» INSTRUCTIONS FOR THE TASK
Search the material below for the string "React" and extract each line that has it.
** start of DATA LINES **
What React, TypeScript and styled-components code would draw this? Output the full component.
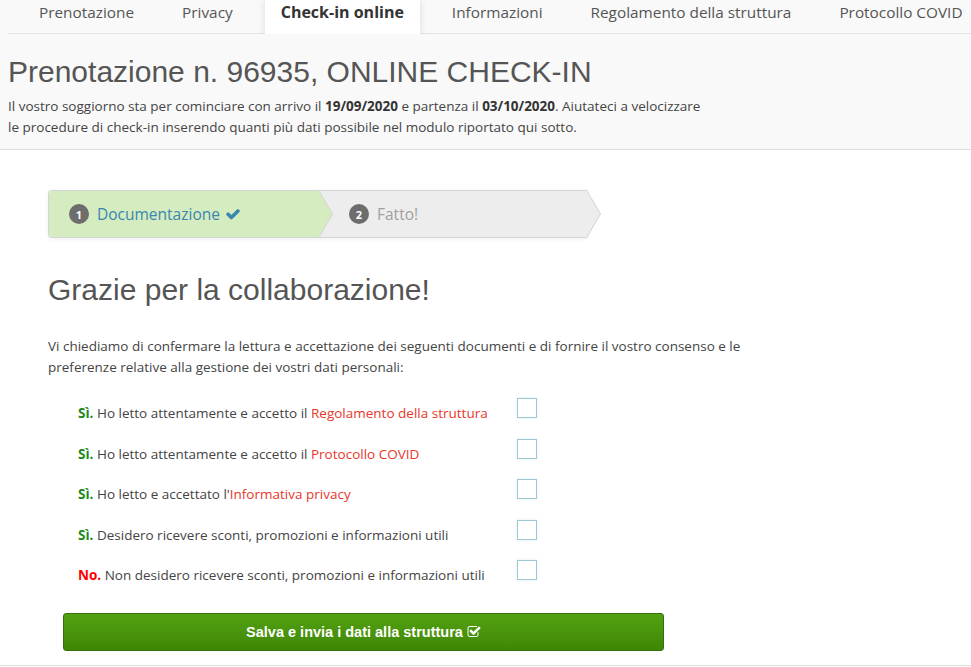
import React from "react";
import styled, { createGlobalStyle } from "styled-components";

const GlobalStyle = createGlobalStyle`
  html, body {
    margin: 0;
    padding: 0;
    background: #ffffff;
    overflow: hidden;
  }
  body {
    font-family: "Open Sans", "DejaVu Sans", sans-serif;
    color: #444;
  }
  * { box-sizing: border-box; }
`;

const Page = styled.div`
  width: 971px;
  min-height: 667px;
`;

const Header = styled.header`
  background: #f9f9f9;
  border-bottom: 1px solid #dcdcdc;
  padding: 0 0 12px 8px;
`;

const Tabs = styled.nav`
  display: flex;
  gap: 16px;
  padding-left: 15px;
  border-bottom: 1px solid #e2e2e2;
  white-space: nowrap;
`;

const Tab = styled.a<{ $active?: boolean }>`
  display: block;
  flex: none;
  padding: 1px 16px 10px;
  line-height: 22px;
  font-size: ${(p) => (p.$active ? "16px" : "15.35px")};
  text-decoration: none;
  color: ${(p) => (p.$active ? "#333" : "#555")};
  font-weight: ${(p) => (p.$active ? 700 : 400)};
  background: ${(p) => (p.$active ? "#ffffff" : "transparent")};
  position: relative;
  z-index: ${(p) => (p.$active ? 1 : 0)};
  margin-bottom: ${(p) => (p.$active ? "-1px" : "0")};
  padding-bottom: ${(p) => (p.$active ? "11px" : "10px")};
  box-shadow: ${(p) => (p.$active ? "0 0 7px rgba(0,0,0,0.13)" : "none")};
  clip-path: ${(p) => (p.$active ? "inset(-10px -10px 0 -10px)" : "none")};
`;

const Title = styled.h1`
  margin: 21px 0 0;
  font-family: "Liberation Sans", Arial, sans-serif;
  font-weight: 400;
  font-size: 30px;
  line-height: 33px;
  color: #555;
`;

const Intro = styled.p`
  margin: 8px 0 0;
  font-size: 13.5px;
  line-height: 20.5px;
  color: #444;

  b { color: #333; font-weight: 700; }
`;

const Main = styled.main`
  padding: 40px 0 14px 48px;
`;

const Wizard = styled.div`
  display: grid;
  grid-template-columns: 270px 268px;
  width: 539px;
  height: 48px;
  border: 1px solid #d4d4d4;
  border-right: none;
  border-radius: 4px 0 0 4px;
  box-shadow: 0 1px 4px rgba(0, 0, 0, 0.065);
`;

const Step = styled.div<{ $complete?: boolean; $first?: boolean }>`
  position: relative;
  display: flex;
  align-items: center;
  height: 46px;
  padding: 0 20px 0 ${(p) => (p.$first ? "20px" : "30px")};
  font-size: 15.5px;
  color: ${(p) => (p.$complete ? "#3a87ad" : "#a0a0a0")};
  background: ${(p) => (p.$complete ? "#d5ecc0" : "#ededed")};
  border-radius: ${(p) => (p.$first ? "4px 0 0 4px" : "0")};
`;

const Chevron = styled.span<{ $bg: string }>`
  position: absolute;
  top: -1px;
  right: -14px;
  z-index: 1;
  display: block;
  border: 24px solid transparent;
  border-right: 0;
  border-left: 14px solid #d4d4d4;

  &::before {
    content: "";
    position: absolute;
    top: -24px;
    right: 1px;
    display: block;
    border: 24px solid transparent;
    border-right: 0;
    border-left: 14px solid ${(p) => p.$bg};
  }
`;

const Badge = styled.span`
  display: inline-flex;
  align-items: center;
  justify-content: center;
  width: 20px;
  height: 20px;
  border-radius: 50%;
  background: #6d6d6d;
  color: #fff;
  font-size: 11px;
  font-weight: 700;
  margin-right: 8px;
  flex: none;
`;

const CheckIcon = styled.svg`
  width: 16px;
  height: 16px;
  margin-left: 5px;
  fill: #3a87ad;
`;

const Heading = styled.h2`
  margin: 35px 0 0;
  font-family: "Liberation Sans", Arial, sans-serif;
  font-weight: 400;
  font-size: 30px;
  line-height: 33px;
  color: #555;
`;

const Lead = styled.p`
  margin: 30px 0 0;
  font-size: 13.5px;
  line-height: 21px;
  color: #444;
`;

const Consents = styled.div`
  margin: 20px 0 0 30px;
  display: flex;
  flex-direction: column;
  gap: 20.5px;
`;

const ConsentRow = styled.label`
  display: grid;
  grid-template-columns: 439px 20px;
  align-items: start;
  height: 20px;
  font-size: 13.5px;
  line-height: 20px;
  color: #444;
`;

const ConsentText = styled.span`
  padding-top: 5px;
  white-space: nowrap;
`;

const Answer = styled.b<{ $yes: boolean }>`
  font-weight: 700;
  color: ${(p) => (p.$yes ? "#1f8a1a" : "#ff0000")};
`;

const DocLink = styled.a`
  color: #e8362b;
  text-decoration: none;
`;

const Checkbox = styled.span`
  display: block;
  width: 20px;
  height: 20px;
  border: 1.5px solid #9fc8d4;
  background: #fff;
  box-shadow: 0 0 3px rgba(159, 200, 212, 0.35);
`;

const SubmitButton = styled.button`
  display: flex;
  align-items: center;
  justify-content: center;
  gap: 4px;
  margin: 33px 0 0 15px;
  width: 601px;
  height: 38px;
  border: 1px solid #356f0c;
  border-radius: 3px;
  background: linear-gradient(to bottom, #52a112, #3f8706);
  color: #fff;
  font-family: "Liberation Sans", Arial, sans-serif;
  font-weight: 700;
  font-size: 14.5px;
  cursor: pointer;
`;

const ButtonIcon = styled.svg`
  width: 14px;
  height: 14px;
  fill: #fff;
`;

const Footer = styled.footer`
  border-top: 1px solid #dedede;
  height: 20px;
`;

const consents: { yes: boolean; before: string; link?: string }[] = [
  { yes: true, before: "Ho letto attentamente e accetto il ", link: "Regolamento della struttura" },
  { yes: true, before: "Ho letto attentamente e accetto il ", link: "Protocollo COVID" },
  { yes: true, before: "Ho letto e accettato l'", link: "Informativa privacy" },
  { yes: true, before: "Desidero ricevere sconti, promozioni e informazioni utili" },
  { yes: false, before: "Non desidero ricevere sconti, promozioni e informazioni utili" },
];

const tabs = [
  "Prenotazione",
  "Privacy",
  "Check-in online",
  "Informazioni",
  "Regolamento della struttura",
  "Protocollo COVID",
];

export default function App() {
  return (
    <Page>
      <GlobalStyle />
      <Header>
        <Tabs>
          {tabs.map((t) => (
            <Tab key={t} $active={t === "Check-in online"}>
              {t}
            </Tab>
          ))}
        </Tabs>
        <Title>Prenotazione n. 96935, ONLINE CHECK-IN</Title>
        <Intro>
          Il vostro soggiorno sta per cominciare con arrivo il <b>19/09/2020</b> e partenza il{" "}
          <b>03/10/2020</b>. Aiutateci a velocizzare
          <br />
          le procedure di check-in inserendo quanti più dati possibile nel modulo riportato qui sotto.
        </Intro>
      </Header>
      <Main>
        <Wizard>
          <Step $complete $first>
            <Badge>1</Badge>
            Documentazione
            <CheckIcon viewBox="0 0 1792 1792">
              <path d="M1671 566q0 40-28 68l-724 724-136 136q-28 28-68 28t-68-28l-136-136-362-362q-28-28-28-68t28-68l136-136q28-28 68-28t68 28l294 295 656-657q28-28 68-28t68 28l136 136q28 28 28 68z" />
            </CheckIcon>
            <Chevron $bg="#d5ecc0" />
          </Step>
          <Step>
            <Badge>2</Badge>
            Fatto!
            <Chevron $bg="#ededed" />
          </Step>
        </Wizard>
        <Heading>Grazie per la collaborazione!</Heading>
        <Lead>
          Vi chiediamo di confermare la lettura e accettazione dei seguenti documenti e di fornire il vostro consenso e le
          <br />
          preferenze relative alla gestione dei vostri dati personali:
        </Lead>
        <Consents>
          {consents.map((c, i) => (
            <ConsentRow key={i}>
              <ConsentText>
                <Answer $yes={c.yes}>{c.yes ? "Sì." : "No."}</Answer> {c.before}
                {c.link && <DocLink>{c.link}</DocLink>}
              </ConsentText>
              <Checkbox />
            </ConsentRow>
          ))}
        </Consents>
        <SubmitButton>
          Salva e invia i dati alla struttura
          <ButtonIcon viewBox="0 0 1792 1792">
            <path d="M1472 930v318q0 119-84.5 203.5t-203.5 84.5h-832q-119 0-203.5-84.5t-84.5-203.5v-832q0-119 84.5-203.5t203.5-84.5h832q63 0 117 25 15 7 18 23 3 17-9 29l-49 49q-10 10-23 10-3 0-9-2-23-6-45-6h-832q-66 0-113 47t-47 113v832q0 66 47 113t113 47h832q66 0 113-47t47-113v-254q0-13 9-22l64-64q10-10 23-10 6 0 12 3 20 8 20 29zm231-489l-814 814q-24 24-57 24t-57-24l-430-430q-24-24-24-57t24-57l110-110q24-24 57-24t57 24l263 263 647-647q24-24 57-24t57 24l110 110q24 24 24 57t-24 57z" />
          </ButtonIcon>
        </SubmitButton>
      </Main>
      <Footer />
    </Page>
  );
}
** end of DATA LINES **
» ANSWER TO THE EXERCISE
What React, TypeScript and styled-components code would draw this? Output the full component.
import React from "react";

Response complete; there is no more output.